Pendapat umum di barat saat ini menyatakan Ukraina tidak bisa menang dalam perangnya melawan Rusia.
Dengan demikian, perdebatan baru adalah mengenai apakah akan bernegosiasi atau meneruskan pertempuran.
Jika berlanjut, Rusia jauh lebih siap dengan kekuatan baru pasukannya jika harus memunculkan front kedua pertempuran.
Putin akan menawarkan pilihan kepada musuh, menerima persyaratan kami meliputi pelucutan senjata dan netralitas Ukraina, atau bertarung di babak baru, yang Rusia jauh lebih siap.
Dalam bahasa Sergey Pelotayev, jika Anda (Ukraina) tidak melakukannya dengan baik, kami (Rusia) akan mengambil apa yang kami inginkan secara paksa.
Tentu saja, barat tidak mungkin berdiam diri dan menunggu Rusia mendapatkan apa yang mereka inginkan tanpa melakukan tindakan apa pun.
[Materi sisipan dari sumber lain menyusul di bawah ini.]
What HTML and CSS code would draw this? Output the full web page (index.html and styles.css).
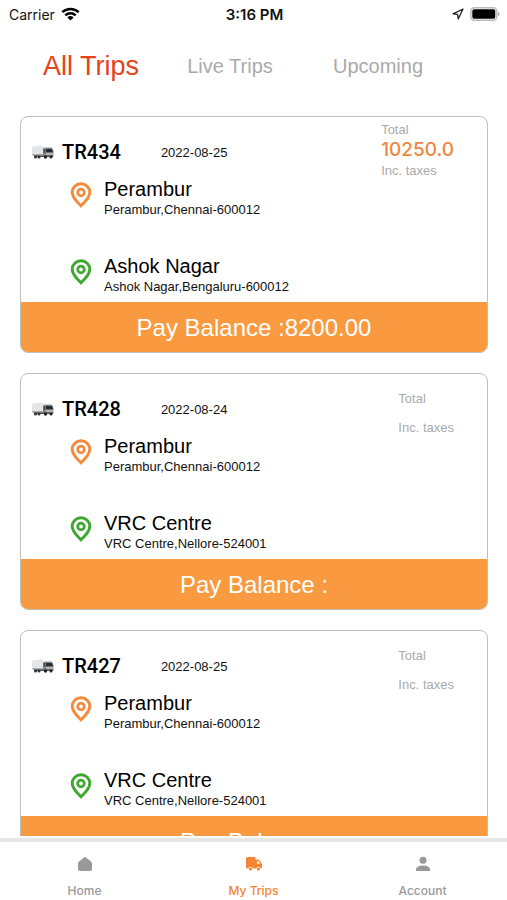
FILE: index.html
```html
<!DOCTYPE html>
<html lang="en">
<head>
    <meta charset="UTF-8">
    <meta name="viewport" content="width=device-width, initial-scale=1.0">
    <title>My Trips</title>
    <link rel="stylesheet" href="styles.css">
</head>
<body>
    <!-- shared icons -->
    <svg class="sprite" aria-hidden="true">
        <symbol id="pin" viewBox="0 0 22 26">
            <path d="M11 23.800C7.600 20.400 2.200 15.300 2.200 10.400a8.800 8.700 0 0 1 17.600 0c0 4.900-5.400 10-8.800 13.400z" fill="none" stroke="currentColor" stroke-width="3"/>
            <circle cx="11" cy="10.500" r="3.300" fill="none" stroke="currentColor" stroke-width="2.800"/>
        </symbol>
        <symbol id="truck" viewBox="0 0 24 14">
            <path d="M1 1.500 10 .5l3 1v9.500L1 10z" fill="#e3e5e6"/>
            <path d="M1 9h12v2H2z" fill="#a7a9aa"/>
            <path d="M12 3.500 14 2.500h7l1.500 4v5H12z" fill="#878c91"/>
            <path d="M15 4h6l1 3.200h-7z" fill="#272c32"/>
            <path d="M12.500 4h1.800v4h-1.800z" fill="#4a5056"/>
            <path d="M15 8.500h7v1h-7z" fill="#d5d7d9"/>
            <path d="M3 10.500h19v1.500H3z" fill="#555"/>
            <circle cx="4.500" cy="12" r="1.500" fill="#333"/>
            <circle cx="8" cy="12" r="1.500" fill="#333"/>
            <circle cx="14.500" cy="12" r="1.700" fill="#222"/>
            <circle cx="20" cy="12" r="1.500" fill="#222"/>
        </symbol>
    </svg>

    <!-- status bar -->
    <header class="status-bar">
        <div class="carrier">
            Carrier
            <svg width="19" height="14" viewBox="0 0 19 14" fill="none" stroke="#000" stroke-width="2.500">
                <path d="M1.300 5.200a11.800 11.800 0 0 1 16.400 0"/>
                <path d="M4.300 8.400a7.500 7.500 0 0 1 10.400 0"/>
                <path d="M9.500 13.500 6.400 10.400a4.400 4.400 0 0 1 6.200 0z" fill="#000" stroke="none"/>
            </svg>
        </div>
        <div class="clock">3:16 PM</div>
        <div class="indicators">
            <svg width="12" height="12" viewBox="0 0 12 12" fill="none" stroke="#222" stroke-width="1.300" stroke-linejoin="round">
                <path d="M11 1 1 5.800l4.600.6.600 4.600z"/>
            </svg>
            <svg width="30" height="14" viewBox="0 0 30 14">
                <rect x=".8" y=".8" width="26" height="12.400" rx="3.500" fill="#fff" stroke="#bbb" stroke-width="1.500"/>
                <rect x="2.300" y="2.300" width="23" height="9.400" rx="1.800" fill="#000"/>
                <path d="M28 4.800c2 .8 2 3.600 0 4.400z" fill="#aaa"/>
            </svg>
        </div>
    </header>

    <!-- trip filter -->
    <div class="tabs">
        <button class="tab active" type="button">All Trips</button>
        <button class="tab" type="button">Live Trips</button>
        <button class="tab" type="button">Upcoming</button>
    </div>

    <!-- trip list -->
    <main class="trips">
        <article class="card">
            <div class="card-head">
                <div class="trip">
                    <svg class="truck"><use href="#truck"/></svg>
                    <span class="code">TR434</span>
                    <span class="date">2022-08-25</span>
                </div>
                <div class="total">
                    <div class="note">Total</div>
                    <div class="price">10250.0</div>
                    <div class="note">Inc. taxes</div>
                </div>
            </div>
            <div class="stops">
                <div class="stop">
                    <svg class="pin from"><use href="#pin"/></svg>
                    <div>
                        <div class="place">Perambur</div>
                        <div class="address">Perambur,Chennai-600012</div>
                    </div>
                </div>
                <div class="stop">
                    <svg class="pin to"><use href="#pin"/></svg>
                    <div>
                        <div class="place">Ashok Nagar</div>
                        <div class="address">Ashok Nagar,Bengaluru-600012</div>
                    </div>
                </div>
            </div>
            <button class="pay" type="button">Pay Balance :8200.00</button>
        </article>

        <article class="card">
            <div class="card-head">
                <div class="trip">
                    <svg class="truck"><use href="#truck"/></svg>
                    <span class="code">TR428</span>
                    <span class="date">2022-08-24</span>
                </div>
                <div class="total">
                    <div class="note">Total</div>
                    <div class="price"></div>
                    <div class="note">Inc. taxes</div>
                </div>
            </div>
            <div class="stops">
                <div class="stop">
                    <svg class="pin from"><use href="#pin"/></svg>
                    <div>
                        <div class="place">Perambur</div>
                        <div class="address">Perambur,Chennai-600012</div>
                    </div>
                </div>
                <div class="stop">
                    <svg class="pin to"><use href="#pin"/></svg>
                    <div>
                        <div class="place">VRC Centre</div>
                        <div class="address">VRC Centre,Nellore-524001</div>
                    </div>
                </div>
            </div>
            <button class="pay" type="button">Pay Balance :</button>
        </article>

        <article class="card">
            <div class="card-head">
                <div class="trip">
                    <svg class="truck"><use href="#truck"/></svg>
                    <span class="code">TR427</span>
                    <span class="date">2022-08-25</span>
                </div>
                <div class="total">
                    <div class="note">Total</div>
                    <div class="price"></div>
                    <div class="note">Inc. taxes</div>
                </div>
            </div>
            <div class="stops">
                <div class="stop">
                    <svg class="pin from"><use href="#pin"/></svg>
                    <div>
                        <div class="place">Perambur</div>
                        <div class="address">Perambur,Chennai-600012</div>
                    </div>
                </div>
                <div class="stop">
                    <svg class="pin to"><use href="#pin"/></svg>
                    <div>
                        <div class="place">VRC Centre</div>
                        <div class="address">VRC Centre,Nellore-524001</div>
                    </div>
                </div>
            </div>
            <button class="pay" type="button">Pay Balance :</button>
        </article>
    </main>

    <!-- bottom navigation -->
    <nav class="bottom-nav">
        <a href="#home" class="nav-item">
            <svg width="16" height="16" viewBox="0 0 16 16" fill="currentColor">
                <path d="M7 1.500q1-.9 2 0l5 4q1 .8 1 2v5.500q0 2-2 2H3q-2 0-2-2V7.500q0-1.200 1-2z"/>
            </svg>
            Home
        </a>
        <a href="#trips" class="nav-item active">
            <svg width="16" height="16" viewBox="0 0 16 16" fill="currentColor">
                <path d="M1.500 1h7q1 0 1 1v1.500H12q.8 0 1.200.6l2.300 3.200q.5.600.5 1.400V11q0 1.500-1.300 1.600a2.300 2.300 0 0 0-4.500 0H6.800a2.300 2.300 0 0 0-4.500 0H1.500Q0 12.500 0 11V2.500Q0 1 1.500 1z"/>
                <path d="M11 5h1.300l1.900 2.700H11z" fill="#fff"/>
                <circle cx="4.500" cy="13" r="1.600"/>
                <circle cx="12.400" cy="13" r="1.600"/>
            </svg>
            My Trips
        </a>
        <a href="#account" class="nav-item">
            <svg width="16" height="16" viewBox="0 0 16 16" fill="currentColor">
                <circle cx="8" cy="4.300" r="3.500"/>
                <path d="M1 15v-1.500C1 10.800 4.500 9.500 8 9.500s7 1.300 7 4V15z"/>
            </svg>
            Account
        </a>
    </nav>
</body>
</html>
```
FILE: styles.css
```css
* {
    box-sizing: border-box;
}

body {
    margin: 0;
    height: 100vh;
    display: flex;
    flex-direction: column;
    overflow: hidden;
    background: #fff;
    color: #111;
    font-family: "Liberation Sans", Arial, sans-serif;
}

button {
    border: none;
    padding: 0;
    background: none;
    font-family: inherit;
    cursor: pointer;
}

svg {
    display: block;
    flex-shrink: 0;
}

.sprite {
    position: absolute;
    width: 0;
    height: 0;
}

/* status bar */
.status-bar {
    display: grid;
    grid-template-columns: 1fr auto 1fr;
    align-items: center;
    height: 28px;
    padding: 0 7px 0 9px;
    font-family: Inter, sans-serif;
    font-size: 14px;
}

.carrier,
.indicators {
    display: flex;
    align-items: center;
    gap: 6px;
}

.indicators {
    justify-content: flex-end;
}

.clock {
    font-size: 15px;
    font-weight: 600;
}

/* trip filter */
.tabs {
    display: grid;
    grid-template-columns: 142fr 136fr 160fr;
    height: 76px;
    padding: 0 49px 0 20px;
}

.tab {
    color: #aaa;
    font-size: 20px;
    white-space: nowrap;
}

.tab.active {
    color: #e5431a;
    font-size: 27px;
}

/* trip list */
.trips {
    flex: 1;
    min-height: 0;
    display: flex;
    flex-direction: column;
    gap: 20px;
    padding: 12px 19px 0 20px;
    margin-bottom: 2px;
    overflow-x: hidden;
    overflow-y: auto;
    scrollbar-width: none;
}

.card {
    flex-shrink: 0;
    border: 1px solid #bfbfbf;
    border-radius: 8px;
    overflow: hidden;
}

.card-head {
    display: flex;
    justify-content: space-between;
    align-items: flex-end;
    height: 62px;
    padding: 0 33px 0 10px;
}

.trip {
    display: flex;
    align-items: center;
    height: 24px;
    margin-bottom: 15px;
}

.truck {
    width: 24px;
    height: 14px;
}

.code {
    margin: 0 40px 0 7px;
    color: #000;
    font-family: Roboto, sans-serif;
    font-size: 20px;
    font-weight: 500;
}

.date {
    font-size: 13px;
}

.note {
    color: #aaa;
    font-size: 13px;
    line-height: 17px;
}

.price {
    min-height: 12px;
    color: #ef8641;
    font-family: Inter, sans-serif;
    font-size: 19px;
    font-weight: 500;
    line-height: 24px;
}

.stops {
    display: flex;
    flex-direction: column;
    gap: 36px;
    padding: 0 16px 5px 49px;
}

.stop {
    display: flex;
    gap: 12px;
}

.pin {
    width: 22px;
    height: 26px;
    margin-top: 3px;
}

.from {
    color: #f58a3c;
}

.to {
    color: #3fa92f;
}

.place {
    color: #000;
    font-size: 20px;
    line-height: 21px;
}

.address {
    font-size: 13px;
    line-height: 20px;
}

.pay {
    display: block;
    width: 100%;
    height: 50px;
    padding-top: 2px;
    background: #f99a40;
    color: #fff;
    font-size: 24px;
}

/* bottom navigation */
.bottom-nav {
    display: flex;
    height: 62px;
    border-top: 4px solid #e6e6e6;
}

.nav-item {
    flex: 1;
    display: flex;
    flex-direction: column;
    align-items: center;
    gap: 11px;
    padding-top: 14px;
    color: #999;
    font-family: Inter, sans-serif;
    font-size: 12px;
    font-weight: 500;
    text-decoration: none;
}

.nav-item.active {
    color: #f48534;
}
```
Namun setelah kegagalan serangan balasan Ukraina tahun lalu, tidak ada gagasan jelas yang muncul mengenai cara mengalahkan Moskow.
Lebih buruk lagi, dari sudut pandang lawan-lawan Rusia, perpecahan politik di negara-negara barat telah mencapai proporsi yang sedemikian rupa sehingga sudah waktunya tidak membicarakan strategi blok tersebut secara keseluruhan.
Ini tentang solidaritas para elite globalis, yang menghadapi oposisi yang semakin besar di masing-masing wilayahnya maupun negara-negara selatan.
Akibatnya cita-cita mereka sulit diwujudkan.
Musim gugur lalu diputuskan tugas Ukraina pada 2024 adalah mempertahankan, membangun, dan menyerang.
Ukraina harus mempertahankan garis depan, membangun pertahanan, dan membombardir Rusia sekuat mungkin – sambil membangun kembali angkatan bersenjata dan bersiap menghadapi pertempuran yang menentukan kemenangan pada 2025.
Putin yang kelelahan diprediksi akan memilih berdamai.
Bagian pertama masih bertahan (terutama mengingat fakta Rusia tidak mencapai kemajuan apa pun), namun bagian kedua lebih sulit.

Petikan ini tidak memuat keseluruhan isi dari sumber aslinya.